Abbiamo un padre un po’ rincoglionito, apparentemente, che poi si mostra un paraculo di prim’ordine che vive un po’ di solitudine un po’ di compagnia a pagamento, che spilla soldi a uno dei due figli, single, infelice e con un lavoro remunerativo e che invece non riesce a fare nel cuore e nelle tasche della figlia, sposata e con prole, che ogni tanto viene colta da qualche senso di colpa che tiene a bada velocemente. Le loro storie si intuiscono da dialoghi appena accennati.
La seconda famiglia, con una madre egocentrica anche se fin troppo sobria, che fa analisi al telefono e si deduce faccia la scrittrice. Una donna, Charlotte Rampling, impenetrabile alle emozioni ma che gestisce male l’ansia di vedere le figlie una sola volta all’anno. Due figlie, diversissime, che un po’ si amano e un po’ si detestano, che non raccontano sé stesse né alla madre, né tra sorelle. Una delle due è una Cate Blanchett quasi irriconoscibile nel suo essere dimessa.
La terza famiglia è quella di due gemelli, recentemente rimasti orfani, da genitori giramondo e non convenzionali, che i figli adorano. I due giovani, sono figli, lo si intuisce, di una africano e di una francese o forse di una americana, hanno vissuto una vita precaria ma ricca di ricordi, oggetti, reminescenze che riaffiorano in ogni momento. Chiudere tutto in un box, dopo aver svuotato la casa dei defunti genitori, morti improvvisamente in un incidente aereo (veivolo pilotato dal padre, e spesso anche dalla madre) è molto difficile ma inevitabile. Resta il legame di sangue tra i gemelli, il loro sesto senso e la loro connessione anche a migliaia di km di distanza e una casa in affitto che non è più la loro e in cui non sono più i benvenuti.
Quel che resta è il sangue che scorre nelle vene.

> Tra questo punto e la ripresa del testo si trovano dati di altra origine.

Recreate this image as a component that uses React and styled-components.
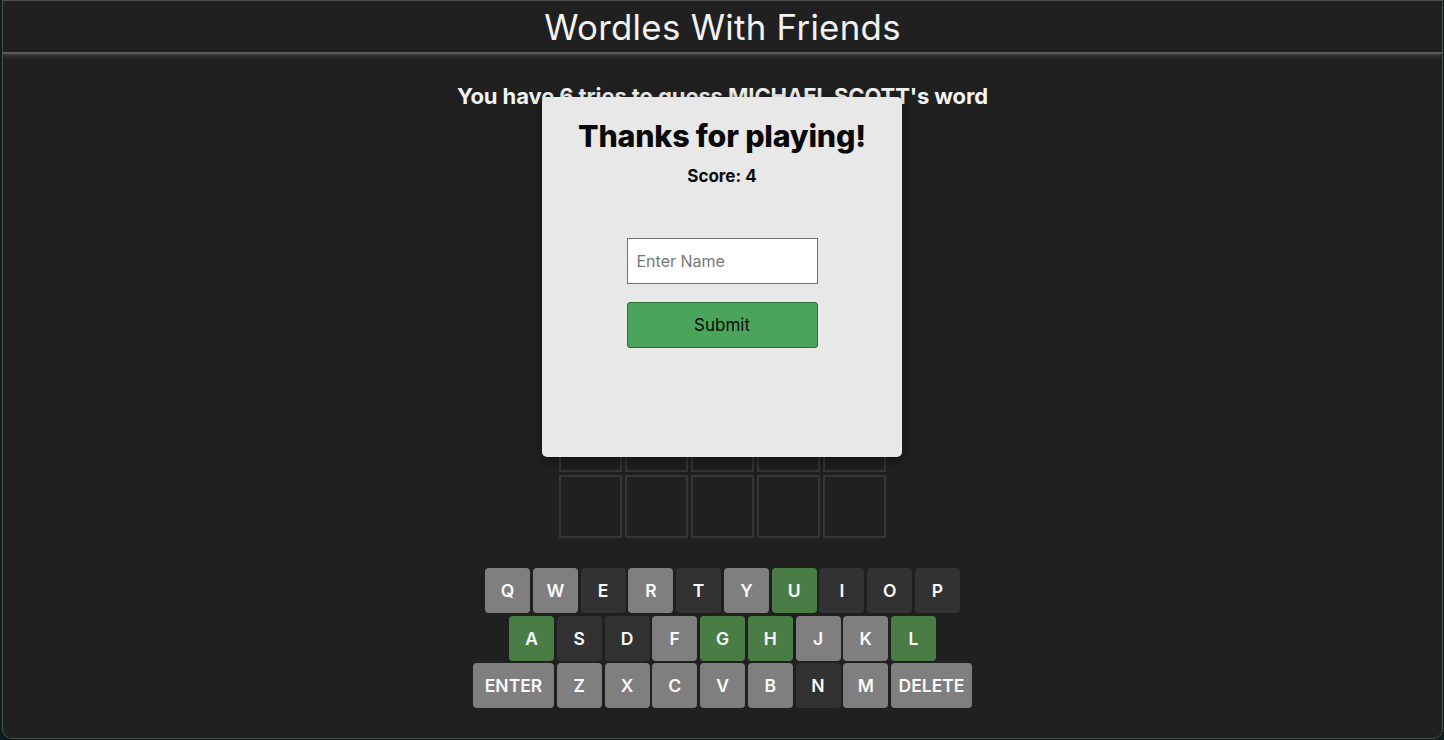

Dal punto di vista de Le Contemporanee, non possiamo ignorare come il film tratti il posizionamento femminile all’interno della famiglia. Se il “Padre” nel film di Jarmusch rappresenta spesso il silenzio o l’assenza (emotiva o fisica), l’assenza di scrupoli, lo sbandato, fuori dagli schemi e dalla realtà, che vive una vita parallela in molti sensi, le figure femminili sono più complesse e di più difficile lettura. Non ne escono ritratti netti, al di là di qualche stereotipo sulla freddezza di certe madri e il voler primeggiare di certe figlie.
E’ nel rapporto tra i gemelli, sorella e fratello, che si trova un punto di equilibrio più sano e forse meno prigioniero degli stereotipi e dei ruoli.
Lo stile minimalista di Jarmusch si sposa perfettamente con l’idea che nelle famiglie contemporanee si parli molto per non dirsi nulla. E che i silenzi raccontino molte più cose.
Father, Mother, Sister, Brother non offre né soluzioni né lieti fine consolatori.
Ci fa indirettamente una domanda: riusciamo a guardare i nostri affetti più cari come delle persone, senza giudizi, senza costrizioni e aspettative? La risposta probabilmente è no. E il perché non ciriusciamo sarebbe un soggetto perfetto per un prossimo film.